Both Panic and Striving represent different states of Rajas, the characteristic quality of the vital consciousness. Governed by Rajas, states Sri Aurobindo, a human being is impelled

“… to strive, to resist, to attempt, to dominate or engross his environment, to assert his will, to fight and create and conquer. This is the mode of Rajas, the way of passion and action and the thirst of desire. Struggle and change and new creation, victory and defeat and joy and suffering and hope and disappointment are its children and build the many-coloured house of life in which it takes its pleasure. But its knowledge is an imperfect or a false knowledge and brings with it ignorant effort, error, a constant maladjustment, pain of attachment, disappointed desire, grief of loss and failure.”

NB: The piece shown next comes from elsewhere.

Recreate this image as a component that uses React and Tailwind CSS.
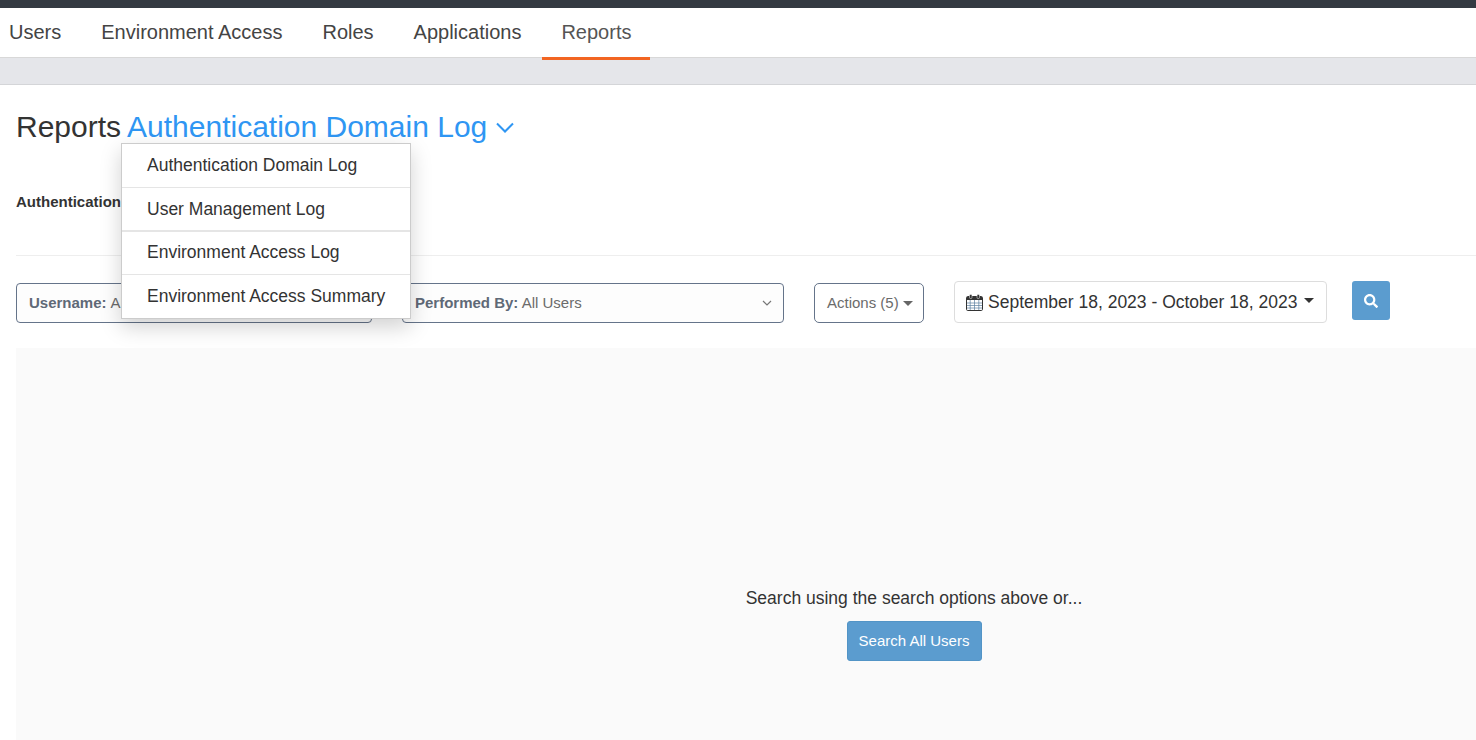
import React from "react";
import { FaSearch } from "react-icons/fa";

const font = "font-['Liberation_Sans',Arial,sans-serif]";

function Calendar() {
  return (
    <svg width="17" height="17" viewBox="0 0 17 17" className="shrink-0">
      <rect x="0.5" y="2.5" width="16" height="14" rx="1.2" fill="#fff" stroke="#333" />
      <rect x="1" y="3" width="15" height="3" fill="#333" />
      <rect x="3.5" y="0.5" width="2.5" height="4" rx="1" fill="#333" stroke="#fff" strokeWidth="0.5" />
      <rect x="11" y="0.5" width="2.5" height="4" rx="1" fill="#333" stroke="#fff" strokeWidth="0.5" />
      <path d="M1 9h15M1 11.5h15M1 14h15M4.2 6v10M8.5 6v10M12.8 6v10" stroke="#5a7fa0" strokeWidth="0.7" fill="none" />
    </svg>
  );
}

function Caret({ color = "border-t-[#555]", w = "border-x-[5px] border-t-[5px]" }) {
  return <span className={`block h-0 w-0 border-x-transparent ${w} ${color}`} />;
}

const tabs = ["Users", "Environment Access", "Roles", "Applications", "Reports"];
const menu = [
  ["Authentication Domain Log", "h-[44px] border-b"],
  ["User Management Log", "h-[44px] border-b-2"],
  ["Environment Access Log", "h-[43px] border-b pb-px"],
  ["Environment Access Summary", "h-[43px]"],
];

export default function App() {
  return (
    <div className={`${font} relative h-[740px] w-[1476px] overflow-hidden bg-white text-[#333]`}>
      <div className="h-2 bg-[#343a42]" />
      <nav className="flex h-[50px] items-center border-b border-[#d8d8d8] text-[20px] text-[#444]">
        {tabs.map((t, i) => (
          <a
            key={t}
            className={`relative flex h-full items-center px-5 pb-[2px] ${i === 0 ? "-ml-[11px]" : ""} ${i === 4 ? "text-[#555]" : ""}`}
          >
            {t}
            {i === 4 && <span className="absolute inset-x-px -bottom-[3px] h-[3px] bg-[#f26522]" />}
          </a>
        ))}
      </nav>
      <div className="h-[27px] border-b border-[#d4d5d8] bg-[#e5e6ea]" />

      <div className="pl-4">
        <h1 className="flex h-[58px] items-center gap-[6px] pt-[26px] text-[30px] leading-none text-[#333]">
          <span>Reports</span>
          <span className="text-[#2f96f3]">Authentication Domain Log</span>
          <svg width="20" height="18" viewBox="0 0 20 18" className="ml-[2px]" fill="none" stroke="#2f96f3" strokeWidth="2">
            <path d="M2 5.5 10 13.5l8-8" />
          </svg>
        </h1>
        <p className="mt-[51px] h-[16px] text-[15px] font-bold leading-4 text-[#333]">Authentication Domain Log</p>
        <div className="mt-[45px] border-t border-[#eee]" />

        <div className="mt-[25px] flex h-[42px] items-start">
          <div className="mt-[2px] flex h-10 w-[356px] items-center rounded border border-[#65748a] bg-[#fdfdfd] px-3 text-[15px] text-[#6b6b6b]">
            <b className="mr-1 text-[#5f6977]">Username:</b> All Users
          </div>
          <div className="ml-[30px] mt-[2px] flex h-10 w-[382px] items-center justify-between rounded border border-[#65748a] bg-[#fdfdfd] pl-3 pr-[11px] text-[15px] text-[#6b6b6b]">
            <span>
              <b className="text-[#5f6977]">Performed By:</b> All Users
            </span>
            <svg width="10" height="6" viewBox="0 0 10 6" fill="none" stroke="#777" strokeWidth="1.2">
              <path d="m1 1 4 4 4-4" />
            </svg>
          </div>
          <div className="ml-[30px] mt-[2px] flex h-10 w-[110px] items-center gap-1 rounded-[5px] border border-[#65748a] bg-white pl-3 text-[15px] text-[#6b6b6b]">
            Actions (5) <Caret color="border-t-[#666]" />
          </div>
          <div className="ml-[30px] flex h-[42px] w-[373px] items-center gap-[5px] rounded border border-[#ddd] bg-white pl-[11px] text-[17.5px] text-[#333]">
            <Calendar />
            <span>September 18, 2023 - October 18, 2023</span>
            <span className="mb-[4px] ml-[2px]"><Caret color="border-t-[#333]" /></span>
          </div>
          <button className="ml-[25px] flex h-[39px] w-[38px] items-center justify-center rounded-[3px] bg-[#5b9ccf] text-white">
            <FaSearch size={14} />
          </button>
        </div>

        <div className="mt-[25px] flex h-[393px] w-[1796px] flex-col items-center bg-[#fafafa] pt-[239px]">
          <p className="text-[17.5px] leading-[22px] text-[#333]">Search using the search options above or...</p>
          <button className="mt-[12px] flex h-10 w-[135px] items-center justify-center rounded-[3px] border border-[#5294c6] bg-[#5b9ccf] text-[15px] text-white">
            Search All Users
          </button>
        </div>
      </div>

      <ul className="absolute left-[121px] top-[143px] w-[290px] border border-[#ccc] bg-white text-[17.5px] text-[#333] shadow-[0_8px_20px_rgba(0,0,0,0.18)]">
        {menu.map(([m, c]) => (
          <li key={m} className={`flex items-center border-[#e5e5e5] pl-[25px] ${c}`}>
            {m}
          </li>
        ))}
      </ul>
    </div>
  );
}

Coping and Mastery reflect different degrees of the predominance of Sattwa, the quality inherent in mental consciousness. As Sri Aurobindo describes it, Sattwa makes for

“… clear comprehension, poise and balance… it understands, sympathises; it fathoms and controls and develops Nature’s urge and her ways: it has an intelligence that penetrates her processes and her significances and can assimilate and utilise; there is a lucid response that is not overpowered but adjusts, corrects, harmonises, elicits the best in all things. This is the mode of Sattwa, the turn of Nature that is full of light and poise, directed to good, to knowledge, to delight and beauty, to happiness, right understanding, right equilibrium, right order: its temperament is the opulence of a bright clearness of knowledge and lucent warmth of sympathy and closeness. A fineness and enlightenment, a governed energy… an accomplished harmony and poise of the whole being is the consummate achievement of the sattwic nature.”

The Convergence

It is interesting to note from the above-stated parallels that Western psychological thought, which began with a highly materialistic view of things based on physiology and biology, representing a polar opposite of the Eastern spiritual viewpoint, is now coming close to the ideas of the East. However, psycho-spiritual concepts like mastery, meditation, disidentification, peace, spontaneity, living in the here and now, etc., which have been recently emerging in Western psychological thought, have a much deeper connotation in the East. This is due to the fact that in the East such concepts are founded on a system of psycho-spiritual thought and discipline, whereas in the West such a foundation is absent. The purpose of this essay is to bring out the deeper implications of the concept of mastery from the viewpoint of the Gita and Sri Aurobindo’s yoga.

A.S. Dalal

The author is a clinical psychologist and a leading exponent of integral psychology of Sri Aurobindo and the Mother.